Head of Institute, Vienna University of Economics and Business

Professor, Information Systems and Business Engineering, Department for Information Systems and Operations Management, Vienna, Austria

Title: Towards neuro-symbolic management of causal knowledge

Abstract:  Causality plays a fundamental role in both human reasoning and complex system analysis. For example, as Cyber-Physical Systems (CPS) - such as smart grids or smart factories - become increasingly complex, understanding causal relationships between events happening in these systems is essential for tasks such as anomaly detection and fault diagnosis. Yet, major challenges remain in acquiring and managing causal knowledge. Firstly, in terms of acquisition, while eliciting causal knowledge from domain experts is the most reliable approach, automated methods are needed to increase the efficiency of this acquisition process.

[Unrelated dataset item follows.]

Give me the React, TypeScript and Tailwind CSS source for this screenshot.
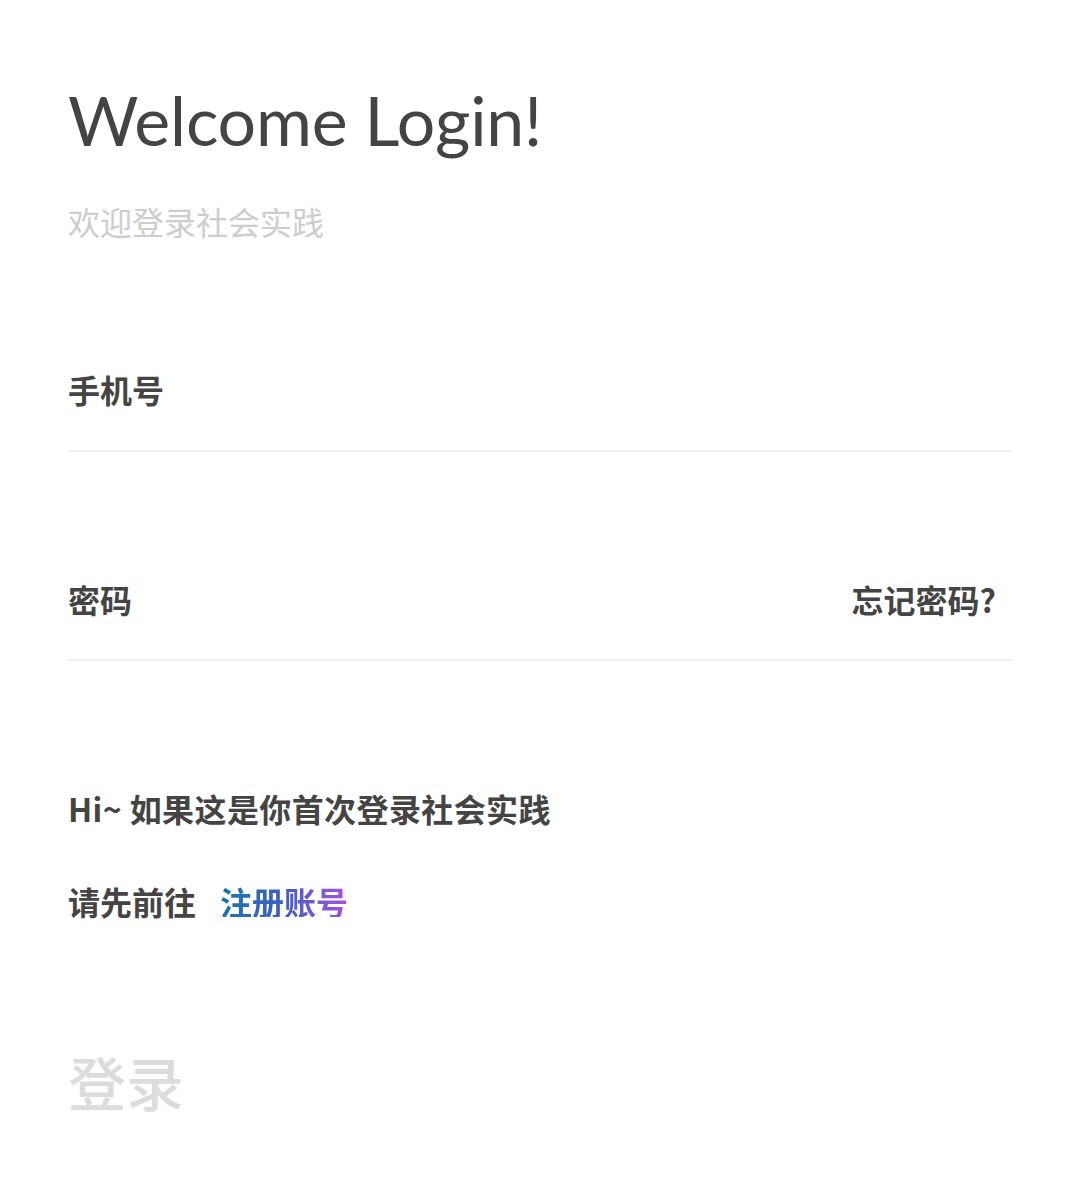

In that vein, starting from the context of smart grids, in this talk we will illustrate causal knowledge acquisition methods that augment domain-expert based acquisition with statistical and LLM-based methods. Secondly, when deploying a  variety of causal knowledge acquisition methods, it becomes challenging to integrate and combine their outputs, as these diverge both syntactically and semantically. To that end, we present a neuro-symbolic platform for supporting the management of causal knowledge derived through a variety of acquisition methods.

Bio: 

Prof. Dr. Marta Sabou is a professor for Information Systems and Business Engineering at  the Vienna University of Economics and Business (WU) and the Head of Institute for Data, Process and Knowledge Management (DPKM). She holds  a PhD in Artificial Intelligence from Vrije Universiteit Amsterdam, for which she received the IEEE Intelligent System’s Ten to Watch Award in 2006. During her career, she performed Artificial Intelligence (AI) research at the Open University UK, MODUL University Vienna, Siemens and the Vienna University of Technology.

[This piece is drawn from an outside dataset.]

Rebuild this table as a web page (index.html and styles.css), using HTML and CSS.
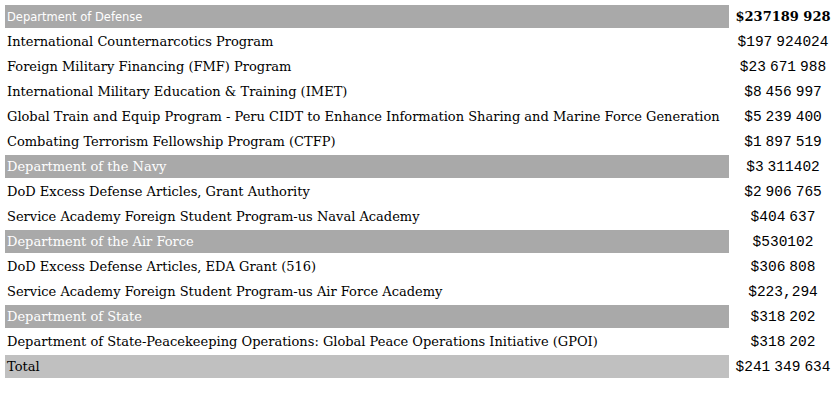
FILE: index.html
```html
<!DOCTYPE html>
<html>
<head>
<meta charset="utf-8">
<link rel="stylesheet" href="styles.css">
</head>
<body>
<table class="budget">
  <colgroup><col class="c-name"><col class="c-amt"></colgroup>
  <tr class="dept first"><td class="name">Department of Defense</td><td class="amt strong">$237189 928</td></tr>
  <tr><td class="name">International Counternarcotics Program</td><td class="amt">$197 924024</td></tr>
  <tr><td class="name">Foreign Military Financing (FMF) Program</td><td class="amt">$23 671 988</td></tr>
  <tr><td class="name">International Military Education &amp; Training (IMET)</td><td class="amt">$8 456 997</td></tr>
  <tr><td class="name">Global Train and Equip Program - Peru CIDT to Enhance Information Sharing and Marine Force Generation</td><td class="amt">$5 239 400</td></tr>
  <tr><td class="name">Combating Terrorism Fellowship Program (CTFP)</td><td class="amt">$1 897 519</td></tr>
  <tr class="dept"><td class="name">Department of the Navy</td><td class="amt">$3 311402</td></tr>
  <tr><td class="name">DoD Excess Defense Articles, Grant Authority</td><td class="amt">$2 906 765</td></tr>
  <tr><td class="name">Service Academy Foreign Student Program-us Naval Academy</td><td class="amt">$404 637</td></tr>
  <tr class="dept"><td class="name">Department of the Air Force</td><td class="amt">$530102</td></tr>
  <tr><td class="name">DoD Excess Defense Articles, EDA Grant (516)</td><td class="amt">$306 808</td></tr>
  <tr><td class="name">Service Academy Foreign Student Program-us Air Force Academy</td><td class="amt">$223,294</td></tr>
  <tr class="dept"><td class="name">Department of State</td><td class="amt">$318 202</td></tr>
  <tr><td class="name">Department of State-Peacekeeping Operations: Global Peace Operations Initiative (GPOI)</td><td class="amt">$318 202</td></tr>
  <tr class="total"><td class="name">Total</td><td class="amt">$241 349 634</td></tr>
</table>
</body>
</html>
```

FILE: styles.css
```css
html, body {
  margin: 0;
  padding: 0;
  background: #ffffff;
}

body {
  padding: 3px;
}

.budget {
  border-collapse: separate;
  border-spacing: 2px;
  table-layout: fixed;
  width: 834px;
  font-family: "DejaVu Serif", serif;
  font-size: 13px;
  color: #000000;
}

.c-name { width: 724px; }
.c-amt { width: 104px; }

.budget td {
  height: 23px;
  padding: 0 2px;
  white-space: nowrap;
  vertical-align: middle;
  box-sizing: border-box;
  overflow: hidden;
}

.amt {
  text-align: center;
  font-family: "Liberation Mono", monospace;
  font-size: 14.5px;
  word-spacing: -4.7px;
}

.amt.strong {
  font-family: "DejaVu Serif", serif;
  font-weight: bold;
  font-size: 13px;
  word-spacing: 0;
}

.dept .name {
  background: #a9a9a9;
  color: #ffffff;
}

.dept.first .name {
  font-family: "DejaVu Sans", sans-serif;
  font-size: 11.5px;
}

.total .name {
  background: #c0c0c0;
}
```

Prof. Sabou leads the Semantic Systems research group, which performs foundational and applied research on topics ranging from knowledge engineering (knowledge graphs and their evaluation, data integration) to the development of novel intelligent systems that combine both symbolic and sub-symbolic AI techniques, i.e., neuro-symbolic systems. Increasingly, the group addresses topics in the area of Digital Humanism such as the auditing of AI systems and the involvement of human stakeholders in the design of intelligent systems.

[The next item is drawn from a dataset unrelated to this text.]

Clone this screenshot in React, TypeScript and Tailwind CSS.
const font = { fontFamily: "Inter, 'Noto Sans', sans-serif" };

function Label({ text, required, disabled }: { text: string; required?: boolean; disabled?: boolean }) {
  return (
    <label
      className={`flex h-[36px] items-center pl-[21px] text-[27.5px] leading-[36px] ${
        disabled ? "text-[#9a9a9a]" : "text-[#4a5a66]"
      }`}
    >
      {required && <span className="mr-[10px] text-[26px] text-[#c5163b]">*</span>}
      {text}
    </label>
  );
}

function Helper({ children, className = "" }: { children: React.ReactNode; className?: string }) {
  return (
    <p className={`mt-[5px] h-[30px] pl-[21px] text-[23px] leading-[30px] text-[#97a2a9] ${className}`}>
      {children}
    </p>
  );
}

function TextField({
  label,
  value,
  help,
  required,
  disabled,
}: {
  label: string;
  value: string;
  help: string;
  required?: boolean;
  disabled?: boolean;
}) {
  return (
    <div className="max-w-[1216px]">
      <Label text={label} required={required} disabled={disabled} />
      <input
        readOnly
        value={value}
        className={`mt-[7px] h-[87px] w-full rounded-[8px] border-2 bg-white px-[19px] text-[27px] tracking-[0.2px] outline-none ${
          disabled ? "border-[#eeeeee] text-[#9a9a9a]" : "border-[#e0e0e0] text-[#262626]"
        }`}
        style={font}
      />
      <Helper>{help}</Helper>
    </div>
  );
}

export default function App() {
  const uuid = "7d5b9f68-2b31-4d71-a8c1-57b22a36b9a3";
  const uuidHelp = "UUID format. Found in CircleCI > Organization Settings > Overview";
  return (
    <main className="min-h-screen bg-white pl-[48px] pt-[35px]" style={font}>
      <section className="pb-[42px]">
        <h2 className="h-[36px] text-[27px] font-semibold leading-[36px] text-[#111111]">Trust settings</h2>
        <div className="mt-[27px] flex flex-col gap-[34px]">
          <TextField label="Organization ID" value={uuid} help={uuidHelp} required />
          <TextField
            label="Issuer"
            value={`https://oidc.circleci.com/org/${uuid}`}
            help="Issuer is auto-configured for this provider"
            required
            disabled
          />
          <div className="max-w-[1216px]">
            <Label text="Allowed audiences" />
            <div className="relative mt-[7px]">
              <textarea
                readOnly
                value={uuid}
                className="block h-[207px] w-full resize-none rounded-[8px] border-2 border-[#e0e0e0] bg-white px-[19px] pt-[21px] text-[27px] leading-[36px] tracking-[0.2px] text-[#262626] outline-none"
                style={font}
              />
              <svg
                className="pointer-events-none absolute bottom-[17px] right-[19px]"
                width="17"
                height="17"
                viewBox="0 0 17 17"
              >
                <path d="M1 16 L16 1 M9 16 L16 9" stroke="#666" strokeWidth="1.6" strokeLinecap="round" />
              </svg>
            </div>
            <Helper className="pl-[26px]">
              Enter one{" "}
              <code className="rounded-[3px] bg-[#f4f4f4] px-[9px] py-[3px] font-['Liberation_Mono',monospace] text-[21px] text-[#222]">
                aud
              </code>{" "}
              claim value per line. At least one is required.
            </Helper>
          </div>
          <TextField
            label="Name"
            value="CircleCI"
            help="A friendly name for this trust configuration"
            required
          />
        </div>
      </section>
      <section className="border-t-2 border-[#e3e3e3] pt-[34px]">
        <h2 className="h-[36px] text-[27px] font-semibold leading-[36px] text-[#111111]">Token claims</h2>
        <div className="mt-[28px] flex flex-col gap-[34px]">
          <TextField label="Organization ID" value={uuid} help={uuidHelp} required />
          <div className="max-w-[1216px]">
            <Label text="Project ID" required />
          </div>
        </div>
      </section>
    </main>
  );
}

Professor of Machine Learning, School of Computer Science at Carnegie Mellon University, Pittsburgh, USA 

Lead a Neurosymbolic AI Group, CMU

Title:

From Opaque Representations to Causal Concepts: A Unified Theory of Concept Extraction

Abstract:

Modern AI systems encode their knowledge in dense, opaque representations, which is a fundamental barrier to the interpretable, causally grounded reasoning that neuro-symbolic and agentic AI demand. Concept extraction methods like sparse autoencoders attempt to recover meaningful symbolic concepts from these representations, but when should we trust the concepts they find? In this talk, we present a unified theoretical framework that recasts concept extraction as a generative model identification problem, yielding a meta-theorem that reduces identifiability to a simple geometric condition on the intersection of two sets. This result clarifies the guarantees, and failure modes, of widely used unsupervised extraction methods. We then show how the framework extends naturally when we move beyond the purely unsupervised setting: lightweight causal side information, such as known intervention targets or environment labels, can dramatically strengthen identifiability, connecting concept extraction to recent progress in causal representation learning. The upshot is a principled path from raw neural representations to the kind of causally meaningful, human-interpretable concepts that trustworthy neuro-symbolic systems require.

Bio: 

Pradeep Ravikumar is a Professor in the Machine Learning Department, School of Computer Science at Carnegie Mellon University. He is a Sloan Fellow, a Siebel Scholar, a recipient of the NSF CAREER Award, and a co-editor-chief of the Journal of Machine Learning Research. His recent research interests are in neuro-symbolic AI, combining statistical machine learning, and symbolic and causal learning.